Competitive Landscape
Wholesale insurance is not a market known for overnight reinvention. Large incumbents still dominate distribution, carrier relationships, and operational scale. But AI-native entrants are beginning to attack specific pain points with increasing speed as operational inefficiencies become impossible to ignore.
Novella’s differentiation centers on embedding AI directly into brokerage workflows rather than treating automation as an external software layer attached to legacy systems. The company positions its AI agents as operational teammates working alongside brokers instead of replacing brokerage relationships entirely.
Enterprise adoption often depends less on raw technical capability and more on psychological compatibility. People resist tools that threaten identity while embracing systems that increase leverage. The insurance industry has spent decades accumulating operational complexity, and complexity eventually creates opportunities for founders willing to rebuild infrastructure from the inside.
What This Signals
Novella’s funding round signals something broader about where AI investment is moving next. The market is shifting away from novelty and toward operational return on investment. Investors increasingly want companies capable of integrating directly into critical workflows inside massive industries carrying entrenched inefficiencies.
Insurance qualifies immediately. This is also part of a larger recalibration happening across venture capital as investors move beyond simple AI wrappers toward businesses with domain expertise, regulatory understanding, distribution advantages, and embedded workflow integration. Novella’s founding team checks many of those boxes while positioning itself inside one of the largest operational markets in financial services.
And somewhere inside a fluorescent-lit insurance office, another broker is still manually transferring data between disconnected systems while wondering why software occasionally feels committed to making simple tasks harder than they should be. That environment tends to create opportunity for companies willing to build differently.

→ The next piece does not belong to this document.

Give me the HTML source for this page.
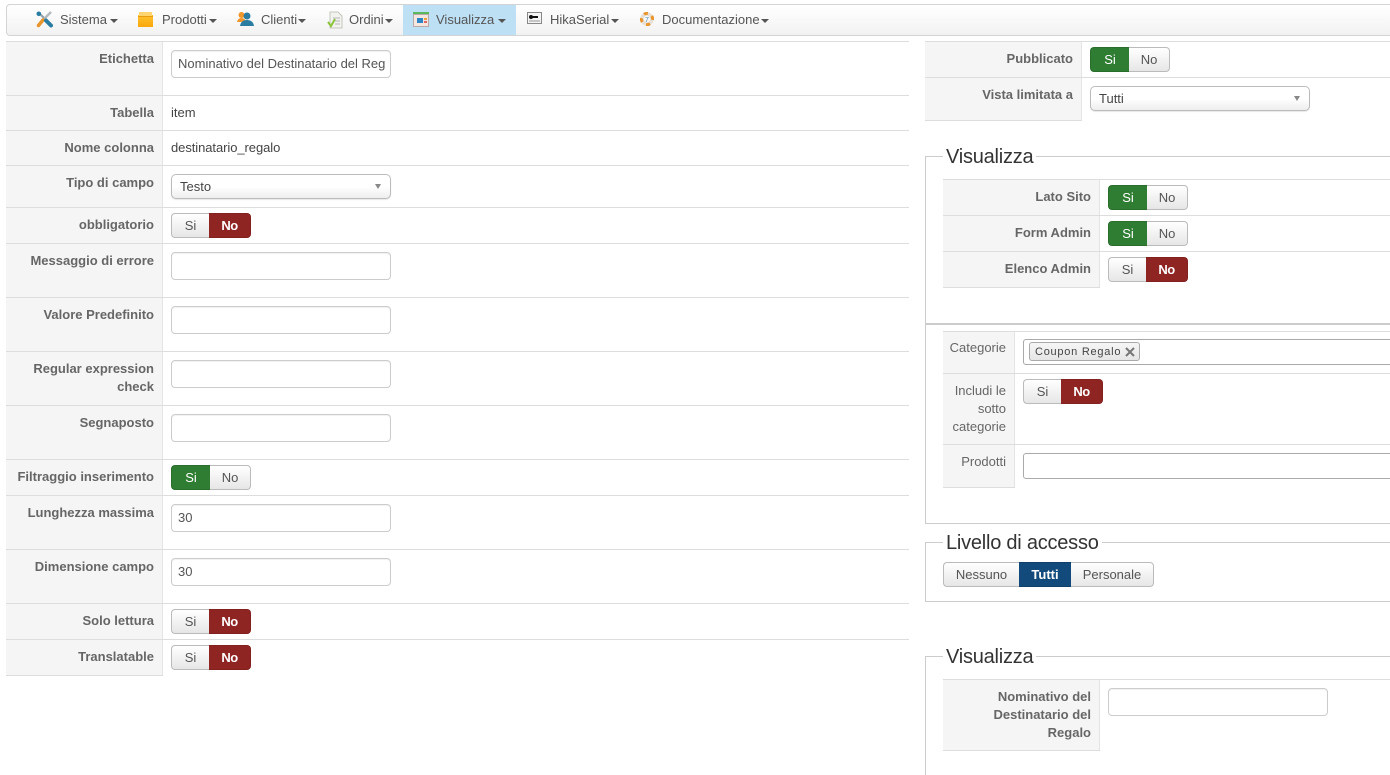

Frequently Asked Questions
What does Novella do?
Novella is an AI-powered wholesale insurance brokerage focused on the excess and surplus insurance market for complex commercial risks.
How much funding did Novella raise?
Novella raised $21M in total funding, including a recently closed $16M Series A round.
Who invested in Novella?
The funding round was led by Brewer Lane Ventures with participation from Box Group, Crystal Venture Partners, SV Angel, Avid Ventures, Verissimo Ventures, Blank Ventures, and Arch.
Who founded Novella?
Novella was founded by Max Kane, Michael Tsibelman, and Alex Broome.
What market does Novella target?
Novella targets the U.S. excess and surplus insurance market, which focuses on difficult-to-place commercial and specialty risks.
Why is AI becoming important in insurance?
AI is increasingly used in insurance to automate repetitive operational workflows, improve underwriting efficiency, accelerate servicing processes, and reduce administrative friction across brokerage operations.